What we found is our BNNT in the construction actually mitigates that so you don’t lose capacity over time. The third thing is, that the sulphur in the cathode, it expands and contracts each time quite dramatically each time there’s a charge and discharge and that can cause the sulphur cathode to crack. With the BNNT, the boron nitride nanotubes, are a hundred times stronger than steel and they act a bit like reinforcing mesh in a concrete slab and they help to manage and mitigate that mechanical stress of expansion and contraction. That’s the three ways we’ve dealt with the three major problems of lithium-sulphur and we have to remember that we’re not reinventing the wheel here, what we’re doing is increasing the cycle life of a mature battery technology which no one’s been able to do before.
_
Okay, I was a little bit wrong to begin with, I thought you were replacing the carbon in the sulphur cathode with BNNT, boron nitride nanotubes, but that’s not the case, you’re just adding boron nitride nanotubes to it to, in a sense, protect it?
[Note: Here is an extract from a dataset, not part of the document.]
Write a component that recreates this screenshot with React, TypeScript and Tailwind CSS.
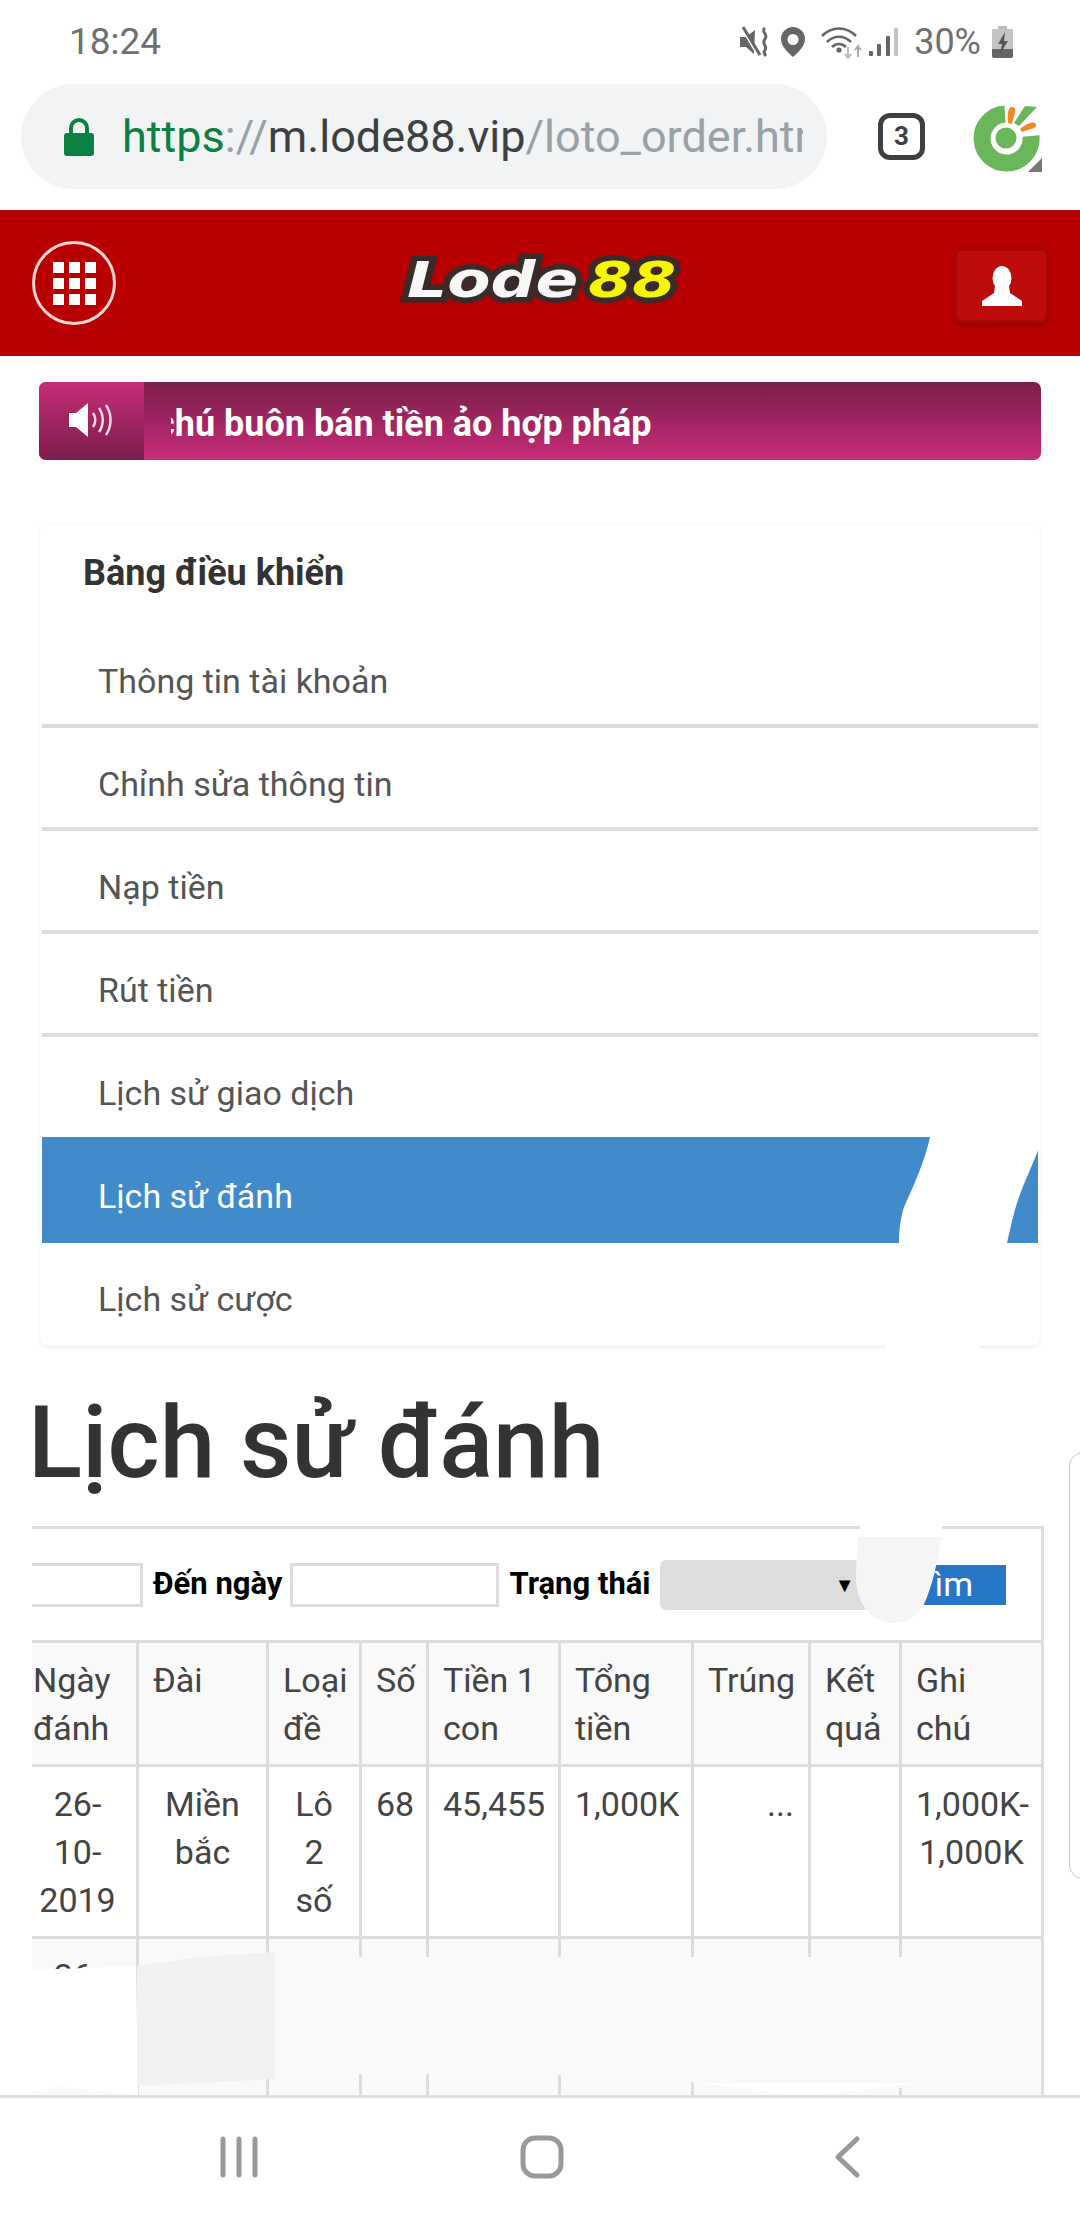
const MENU = [
  { label: "Thông tin tài khoản", h: "h-[103px]", cls: "border-b-4 border-[#ddd] text-[#555]", pt: "pt-[32px]" },
  { label: "Chỉnh sửa thông tin", h: "h-[103px]", cls: "border-b-4 border-[#ddd] text-[#555]", pt: "pt-[32px]" },
  { label: "Nạp tiền", h: "h-[103px]", cls: "border-b-4 border-[#ddd] text-[#555]", pt: "pt-[32px]" },
  { label: "Rút tiền", h: "h-[103px]", cls: "border-b-4 border-[#ddd] text-[#555]", pt: "pt-[32px]" },
  { label: "Lịch sử giao dịch", h: "h-[100px]", cls: "text-[#555]", pt: "pt-[32px]" },
  { label: "Lịch sử đánh", h: "h-[106px]", cls: "bg-[#428bca] text-white", pt: "pt-[35px]" },
  { label: "Lịch sử cược", h: "h-[102px]", cls: "text-[#555]", pt: "pt-[32px]" },
];

const HEADERS = ["Ngày đánh", "Đài", "Loại đề", "Số", "Tiền 1 con", "Tổng tiền", "Trúng", "Kết quả", "Ghi chú"];
const COLS = [120, 130, 93, 67, 132, 133, 117, 91, 142];
const CELL = "border-[3px] border-[#ddd] px-[14px] pt-[13px] align-top font-normal";

function StatusBar() {
  return (
    <div className="flex h-[84px] items-center pl-[69px] pr-[67px] text-[37px] text-[#6f6f6f]">
      <span>18:24</span>
      <div className="ml-auto flex items-center">
        <svg width="32" height="32" viewBox="0 0 32 32" className="fill-[#666]">
          <path d="M1 11h6l9 -7 -1 24 -8-7H1z" />
          <path d="M4 3l15 26" stroke="#fff" strokeWidth="3" />
          <path d="M4 1l17 28" stroke="#666" strokeWidth="3" />
          <path d="M26 2c-5 4 4 6 0 11s3 7 0 11c-2 3 0 5 1 6" fill="none" stroke="#666" strokeWidth="3" />
        </svg>
        <svg width="26" height="32" viewBox="0 0 26 32" className="ml-[9px]">
          <path fillRule="evenodd" fill="#666" d="M13 1a12 12 0 0 1 12 12c0 8-8 14-12 18C9 27 1 21 1 13A12 12 0 0 1 13 1zm0 7a5.5 5.5 0 1 0 0 11 5.5 5.5 0 0 0 0-11z" />
        </svg>
        <svg width="44" height="34" viewBox="0 0 44 34" fill="none" className="ml-[14px]">
          <path d="M2 11c10-10 24-10 34 0" stroke="#666" strokeWidth="2.6" />
          <path d="M7 17c7-7 17-7 24 0" stroke="#666" strokeWidth="2.6" />
          <path d="M12 22c4-4 10-4 14 0" stroke="#666" strokeWidth="2.6" />
          <circle cx="19" cy="25" r="2.6" fill="#666" />
          <path d="M28 22v11M25 29l3 4 3-4" stroke="#bbb" strokeWidth="2" />
          <path d="M38 32V21M35 25l3-4 3 4" stroke="#aaa" strokeWidth="2" />
        </svg>
        <svg width="30" height="30" viewBox="0 0 30 30" className="ml-[5px]">
          <rect x="0" y="24" width="4" height="5" rx="1" fill="#666" />
          <rect x="8" y="17" width="4" height="12" rx="1" fill="#666" />
          <rect x="17" y="9" width="4" height="20" rx="1" fill="#666" />
          <rect x="25" y="1" width="4" height="28" rx="1" fill="#c4c4c4" />
        </svg>
        <span className="ml-[15px] text-[36px]">30%</span>
        <svg width="21" height="32" viewBox="0 0 21 32" className="ml-[11px]">
          <rect x="6" y="0" width="9" height="4" fill="#bbb" />
          <rect x="0" y="3" width="21" height="20" fill="#c4c4c4" />
          <path d="M0 23h21v7a2 2 0 0 1-2 2H2a2 2 0 0 1-2-2z" fill="#666" />
          <path d="M13 6l-7 12h4l-2 10 8-13h-4z" fill="#555" />
        </svg>
      </div>
    </div>
  );
}

function CocCoc() {
  return (
    <svg width="70" height="70" viewBox="0 0 70 70" className="ml-[48px]">
      <path d="M32 11A24.5 24.5 0 1 0 58 33" fill="none" stroke="#6ab65a" strokeWidth="17" />
      <circle cx="33" cy="35" r="10.5" fill="#6ab65a" />
      <path d="M52 3l12 1-18 19-5-3z" fill="#6ab65a" />
      <path d="M38 4c3 0 5 1 4 5l-3 12-4-1c-1-6 0-16 3-16z" fill="#f08a24" />
      <path d="M62 20c2 2 1 4-1 5l-12 4-2-3c4-4 12-8 15-6z" fill="#f08a24" />
      <path d="M69 55v14H55z" fill="#777" />
    </svg>
  );
}

function UrlRow() {
  return (
    <div className="flex h-[126px] items-start pl-[21px]">
      <div className="flex h-[105px] w-[806px] items-center rounded-full bg-[#f1f3f4] pl-[43px]">
        <svg width="30" height="38" viewBox="0 0 30 38" className="shrink-0">
          <path d="M7 16V10a8 8 0 0 1 16 0v6" fill="none" stroke="#0b8043" strokeWidth="4" />
          <rect x="0" y="15" width="30" height="23" rx="3" fill="#0b8043" />
        </svg>
        <div className="ml-[28px] w-[681px] overflow-hidden whitespace-nowrap text-[45px] leading-[60px]">
          <span className="text-[#0b8043]">https</span>
          <span className="text-[#9aa0a6]">://</span>
          <span className="text-[#3c4043]">m.lode88.vip</span>
          <span className="text-[#9aa0a6]">/loto_order.html</span>
        </div>
      </div>
      <div className="ml-[51px] mt-[29px] flex h-[47px] w-[47px] items-center justify-center rounded-[12px] border-[5px] border-[#3c4043] text-[26px] font-bold text-[#3c4043]">
        3
      </div>
      <div className="mt-[19px]">
        <CocCoc />
      </div>
    </div>
  );
}

function Header() {
  return (
    <div className="flex h-[146px] items-start bg-gradient-to-b from-[#a80000] via-[#b80000] via-[6%] to-[#b80000] pl-[32px]">
      <div className="mt-[31px] flex h-[84px] w-[84px] items-center justify-center rounded-full border-[3px] border-[#f3d5d5]">
        <div className="grid grid-cols-3 gap-[5px]">
          {Array.from({ length: 9 }).map((_, i) => (
            <div key={i} className="h-[11px] w-[11px] bg-white" />
          ))}
        </div>
      </div>
      <div className="ml-[291px] mt-[41px] w-[240px] origin-left scale-x-[1.26] whitespace-nowrap font-['DejaVu_Sans',sans-serif] text-[50px] font-bold italic leading-[58px] [-webkit-text-stroke:11px_#3a2a2a] [paint-order:stroke_fill]">
        <span className="text-[#f7f7f7]">Lode</span>
        <span className="ml-[8px] text-[#f6f600]">88</span>
      </div>
      <div className="ml-auto mr-[31px] mt-[38px] flex h-[75px] w-[95px] items-center justify-center rounded-[8px] border-[3px] border-[#a60606] bg-[#bd0b0b] shadow-[0_3px_3px_rgba(120,0,0,0.5)]">
        <svg width="40" height="40" viewBox="0 0 40 40" className="fill-white">
          <ellipse cx="20" cy="12" rx="9.5" ry="12" />
          <path d="M13 20h14l1 7 12 8v5H0v-5l12-8z" />
        </svg>
      </div>
    </div>
  );
}

function Marquee() {
  return (
    <div className="mx-[39px] mt-[26px] flex h-[78px] overflow-hidden rounded-[7px] bg-gradient-to-b from-[#7a1e4b] to-[#c72c78]">
      <div className="flex w-[105px] items-start justify-center bg-gradient-to-b from-[#c72c78] to-[#7a1e4b] pt-[20px]">
        <svg width="46" height="36" viewBox="0 0 46 36" fill="none">
          <path d="M0 11h7L19 1v34L7 25H0z" fill="#fff" />
          <path d="M24 11c3 4 3 10 0 14" stroke="#f8d8e8" strokeWidth="2.5" />
          <path d="M30 6c5 7 5 17 0 24" stroke="#f8d8e8" strokeWidth="2.5" />
          <path d="M37 3c6 9 6 21 0 30" stroke="#f8d8e8" strokeWidth="2.5" />
        </svg>
      </div>
      <div className="ml-[27px] flex-1 overflow-hidden whitespace-nowrap text-[36px] font-bold leading-[84px] text-white">
        <span className="-ml-[15px] block">chú buôn bán tiền ảo hợp pháp</span>
      </div>
    </div>
  );
}

function Menu() {
  return (
    <div className="mx-[39px] mt-[63px] rounded-[8px] border border-[#f8f8f8] px-[2px] shadow-[0_2px_3px_rgba(0,0,0,0.06)]">
      <div className="h-[101px] pl-[41px] pt-[25px] text-[36px] font-bold leading-[48px] text-[#333]">Bảng điều khiển</div>
      {MENU.map((m) => (
        <div key={m.label} className={`${m.h} ${m.cls} ${m.pt} pl-[56px] text-[34px] leading-[48px]`}>
          {m.label}
        </div>
      ))}
    </div>
  );
}

function HistoryTable() {
  return (
    <div className="ml-[32px] mt-[18px] w-[1012px] overflow-hidden border-r-[3px] border-t-[3px] border-[#ddd]">
      <div className="flex h-[111px] items-center">
        <div className="-ml-[10px] h-[44px] w-[121px] border-[3px] border-[#ddd] bg-white" />
        <b className="ml-[10px] text-[31px] text-black">Đến ngày</b>
        <div className="ml-[8px] h-[44px] w-[209px] border-[3px] border-[#ddd] bg-white" />
        <b className="ml-[10px] text-[31px] text-black">Trạng thái</b>
        <div className="ml-[9px] flex h-[50px] w-[209px] items-center justify-end rounded-[6px] bg-[#ddd] pr-[14px] text-[20px] text-black">▼</div>
        <div className="flex h-[40px] w-[137px] items-center bg-[#2876c8] pl-[46px] text-[34px] text-white">Tìm</div>
      </div>
      <div className="-ml-[16px]">
        <table className="w-[1027px] table-fixed border-collapse text-[34px] leading-[48px] text-[#444]">
          <colgroup>
            {COLS.map((w, i) => (
              <col key={i} style={{ width: w }} />
            ))}
          </colgroup>
          <thead>
            <tr className="h-[124px] bg-[#f9f9f9] text-left">
              {HEADERS.map((h) => (
                <th key={h} className={CELL}>
                  {h}
                </th>
              ))}
            </tr>
          </thead>
          <tbody>
            <tr className="h-[172px] text-center">
              <td className={CELL}>26-10-2019</td>
              <td className={CELL}>Miền bắc</td>
              <td className={CELL}>Lô 2 số</td>
              <td className={CELL}>68</td>
              <td className={CELL}>45,455</td>
              <td className={CELL}>1,000K</td>
              <td className={`${CELL} text-right`}>...</td>
              <td className={CELL}></td>
              <td className={CELL}>1,000K-1,000K</td>
            </tr>
            <tr className="h-[160px] bg-[#f9f9f9] text-center">
              <td className={CELL}>26-</td>
              <td className={CELL}></td>
              <td className={CELL}></td>
              <td className={CELL}></td>
              <td className={CELL}></td>
              <td className={CELL}></td>
              <td className={CELL}></td>
              <td className={CELL}></td>
              <td className={CELL}></td>
            </tr>
          </tbody>
        </table>
      </div>
    </div>
  );
}

function NavBar() {
  return (
    <div className="flex h-[125px] shrink-0 items-start border-t-[3px] border-[#e0e0e0] bg-white pl-[220px] pt-[37px]">
      <svg width="38" height="44" viewBox="0 0 38 44" stroke="#999" strokeWidth="5" strokeLinecap="round">
        <path d="M3 4v36M19 4v36M35 4v36" />
      </svg>
      <svg width="44" height="44" viewBox="0 0 44 44" fill="none" className="ml-[262px]">
        <rect x="3" y="3" width="38" height="38" rx="12" stroke="#999" strokeWidth="5" />
      </svg>
      <svg width="26" height="44" viewBox="0 0 26 44" fill="none" className="ml-[270px]">
        <path d="M23 4L4 22l19 18" stroke="#999" strokeWidth="5" strokeLinecap="round" strokeLinejoin="round" />
      </svg>
    </div>
  );
}

export default function App() {
  return (
    <div className="relative flex h-[2220px] w-[1080px] flex-col overflow-hidden bg-white font-['Roboto',sans-serif]">
      <StatusBar />
      <UrlRow />
      <Header />
      <div className="min-h-0 flex-1 overflow-hidden">
        <Marquee />
        <Menu />
        <h1 className="ml-[28px] mt-[32px] text-[100px] font-medium leading-[130px] text-[#333]">Lịch sử đánh</h1>
        <HistoryTable />
      </div>
      <NavBar />

      {/* edge panel handle */}
      <div className="absolute left-[1069px] top-[1452px] h-[427px] w-[24px] rounded-l-[14px] border border-[#c8c8c8] bg-white" />

      {/* painted-over patches in the screenshot */}
      <svg className="pointer-events-none absolute left-0 top-0" width="1080" height="2220" viewBox="0 0 1080 2220">
        <path d="M930 1137C925 1160 915 1183 904 1207C900 1220 899 1232 899 1243L1007 1243C1011 1225 1014 1212 1018 1200C1025 1180 1034 1162 1040 1145L1040 1137Z" fill="#fff" />
        <rect x="885" y="1243" width="95" height="110" fill="#fff" />
        <rect x="860" y="1526" width="82" height="12" fill="#fff" />
        <path d="M858 1537L941 1537C938 1560 932 1590 922 1608C912 1624 890 1627 876 1618C860 1608 855 1590 856 1570Z" fill="#f5f5f5" />
        <polygon points="32,1970 136,1966 138,2095 110,2092 60,2087 32,2092" fill="#fff" />
        <polygon points="275,1957 1030,1957 1039,2000 1039,2060 1030,2088 800,2088 540,2074 275,2074" fill="#f9f9f9" />
        <polygon points="700,2083 920,2083 870,2089 815,2095 790,2095 750,2089" fill="#fff" />
        <polygon points="137,1966 200,1957 275,1952 275,2079 137,2086" fill="#f1f1f1" />
      </svg>
    </div>
  );
}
_That’s correct, that’s absolutely right. We still need carbon in the mix in a cathode because sulphur doesn’t conduct electricity and we have to have carbon in there to actually do that conducting._

Are you satisfied that each of those three things that you’ve mentioned, you’ve licked?

_Yeah, we are. Obviously, we’re doing more testing, we’re testing the envelope in terms of extremes of performance, but our Li-Nanomesh we’ve tested extensively and it seems to be working extremely well and the testing we’ve done so far on the BNNT in the cathode also seems to be working extremely well. We’re obviously testing more and we’re optimising the construction to maximise the performance and that takes a bit of time. But the core science is there and it’s proven and we’ve had battery experts come in and take a look at it who aren’t involved with the project and provide a report as part of the prospectus._

Can you explain to us how and why your company was spun out of PPK?

_Of course. PPK is an extraordinary company and I think they’ve got some incredible people running the business and quite visionary in some senses, because they started moving from mining services to looking at technologies that could be commercialised and that’s where they first got involved with Deakin University, to develop a new way of producing boron nitride nanotubes. Looking at that, they have a tremendous ability now to produce high volumes of high purity BNNTs, but in terms of the market for BNNT globally, it’s relatively small because BNNT was so expensive. PPK looked for ways to vertically integrate, in fact, stimulate the market, look at ways of using BNNT to really have a profound impact in different key areas of technology and material science. Li-S Energy was one of the things that Deakin had been working on for a long time with BNNTs and lithium-sulphur batteries.

Battery commercialisation isn’t cheap and that’s why we’ve chosen to raise capital, obviously to drive us through from proven science to proven manufacture and then in doing so, PPK has made the choice to go public with the company rather than just keep it as a privately held company at this point. I think that’s the right thing to do, I think the ASX is a great place for an Australian company to go public rather than going directly to the Nasdaq or doing a SPAC. We’ve raised sufficient capital to be able to do what we need to do to prove up the battery technology that we’ve come up with.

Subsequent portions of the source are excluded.